On a side note, I corresponded with the Associate Director of Music (who led both Evensongs we attended), Tristan Russcher, to congratulate and thank him for the beautiful service Thursday, and the wish to let him know in person following Saturday's service. I learned the Harris anthem was cut because it was not up to their standards, and this was the first such instance in his 7 years with the choir. Not a bad batting average, eh?!?

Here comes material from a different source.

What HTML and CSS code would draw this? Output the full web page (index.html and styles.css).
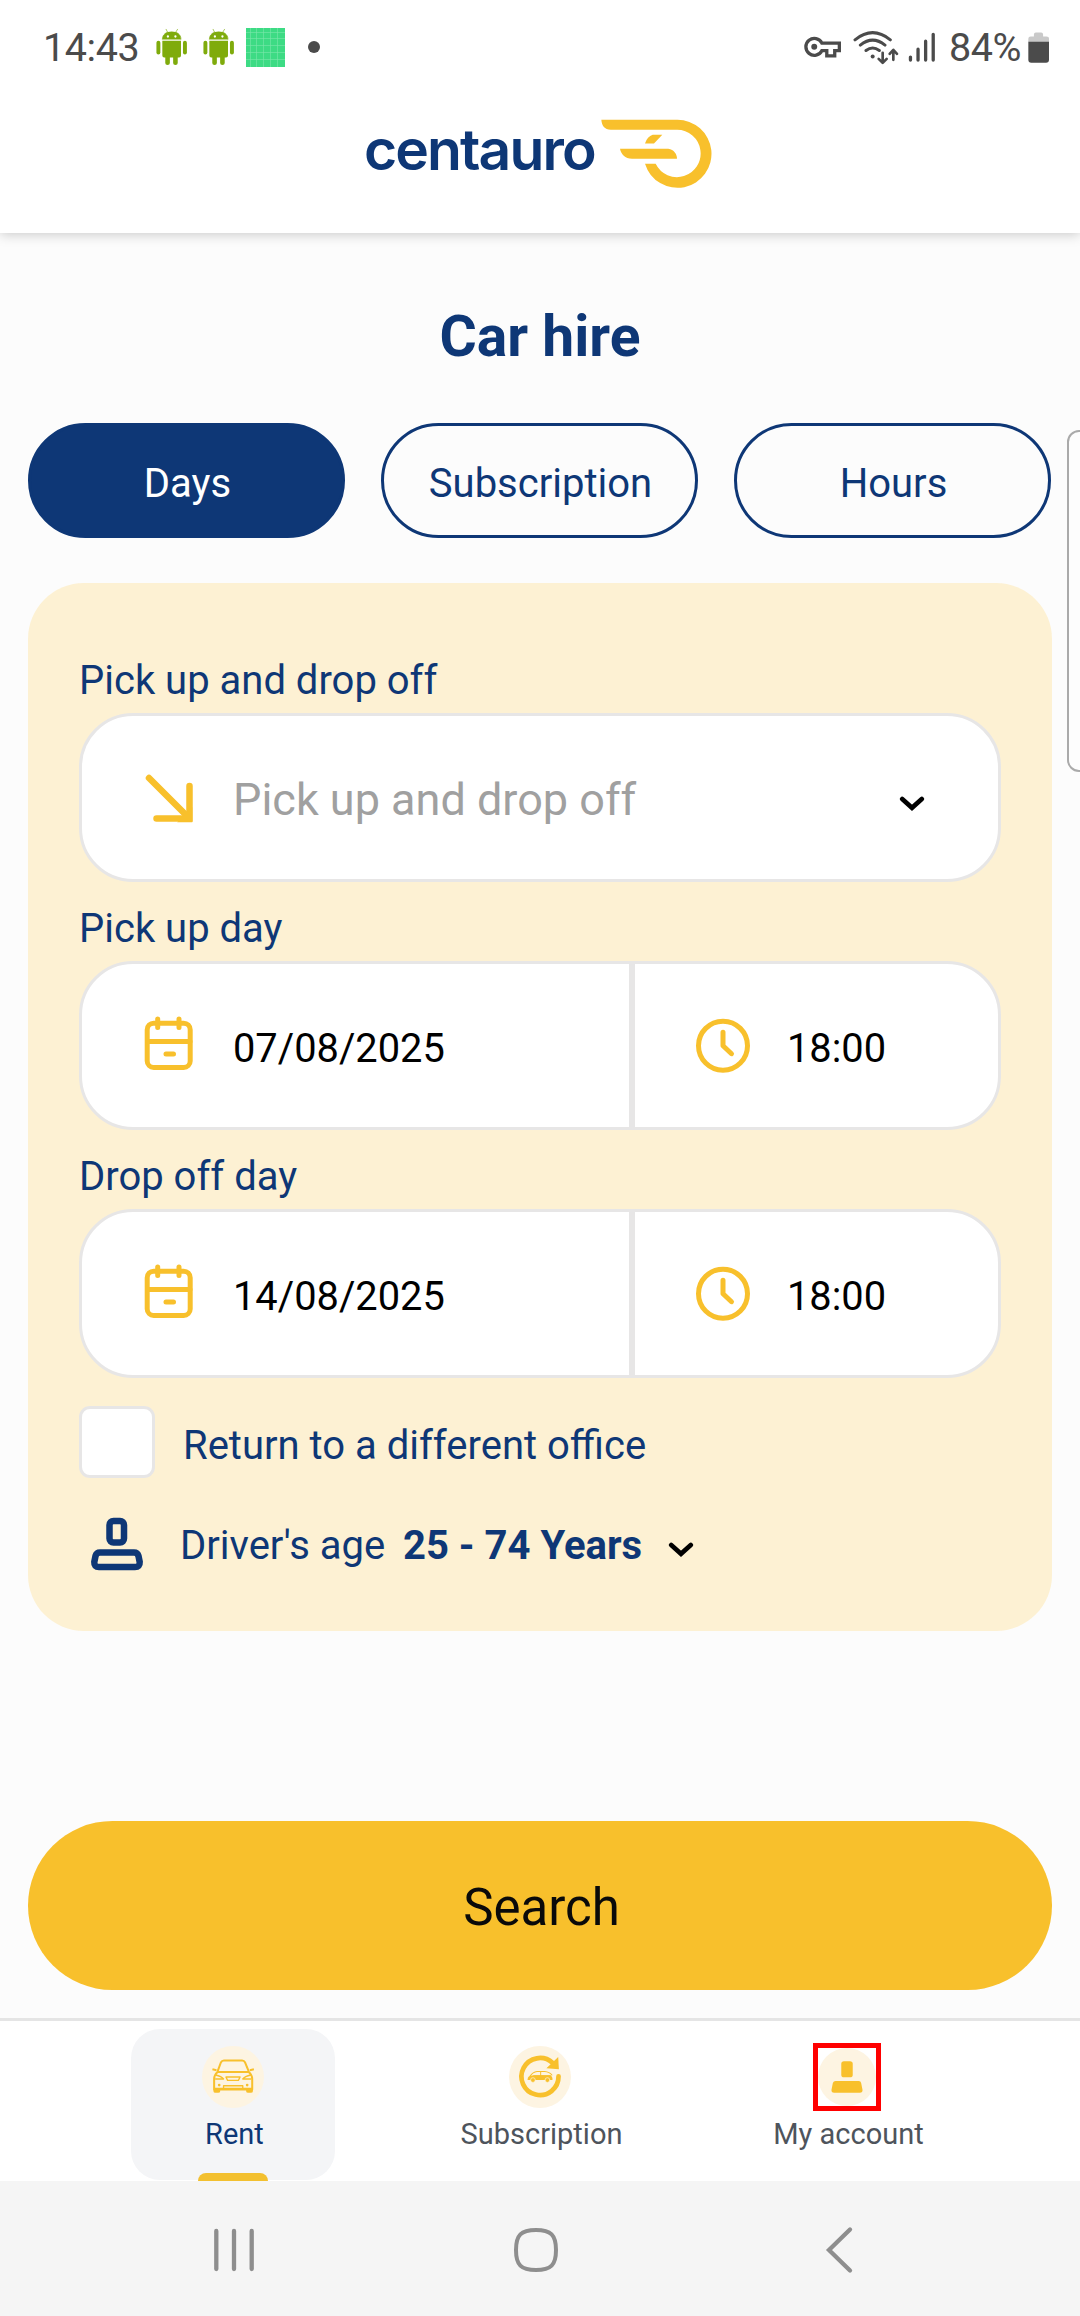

We continued our pub crawl with a visit to Bull & Castle, where Irish micro-brews are the attraction, and followed it with another popular traditional pub, Thomas Read. We dined at a foodie joint called Gruel. I had the best Cottage Pie ever, and Amy had a scrumptious spinach gnocchi with an herbed cream sauce. We concluded the night with visits to the Quays and what would rank among our favorite pub/club hotspots, McQuires. They also had their own microbrews, of which the Belgian red ale was my favorite. Our guidebook said over half the population of Dublin is under 28. Based on our experience at these pubs last weekend, that is every bit the case, and makes for some fascinating & entertaining people watching. Sláinte!